Cllr John Clendennen, Fine Gael, indicated he would back the removal of Lemanaghan Bog from the wind strategy area too, saying that a masterplan for tourism should be developed for the whole area from Lough Boora across to Clonmacnoise.
He also echoed a point made by Cllr Moran earlier which was critical of how Bord na Mona had handled their introduction of their wind farm proposal, saying it was “very disappointing” and more clarity could have avoided the entire dispute over Lemanaghan.
The Cathaoirleach, Cllr John Carroll, who reminded members that whatever decision they took, the public would be having their say on it again, then put the matter to a vote and Cllr Moran's amendment was carried by nine votes to eight.
Those who voted for Cllr Moran's amendment were the other Fianna Fail members, Cllr Eamon Dooley, Cllr Eddie Fitzpatrick, Cllr Declan Harvey, Cllr Tony McCormack, Cllr Robert McDermott, Cllr Peter Ormond, Cllr Danny Owens, plus Cllr John Carroll (Independent).

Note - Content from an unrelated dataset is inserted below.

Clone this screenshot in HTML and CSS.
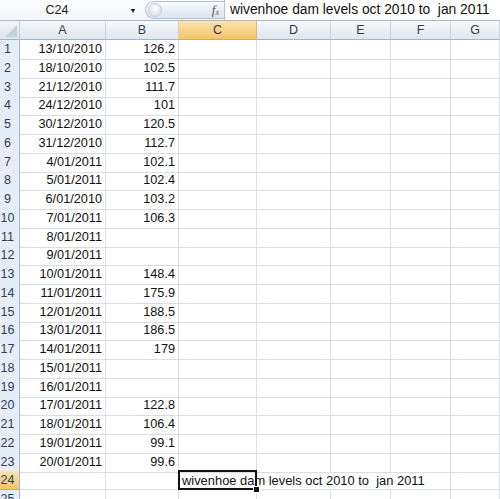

Cllr Smollen was supported by two other Independent members, Cllr O'Brien and Cllr John Foley, the Fine Gael members Cllr John Clendennen, Cllr Noel Cribbin and Cllr Liam Quinn, plus Cllr Clare Claffey, Social Democrats and Cllr Mark Hackett, Green Party.
Cllr John Leahy, Independent, and Cllr Neil Feighery, Fine Gael, absented themselves from the debate because of conflicts of interest with wind energy and Bord na Mona.
The amendment to the draft development plan will go out to the public for consultation again from June 11 to July 16.
The chief executive will deliver her report on the consultation on August 11 and after that the councillors will discuss it again, before the full plan's final adoption on September 20.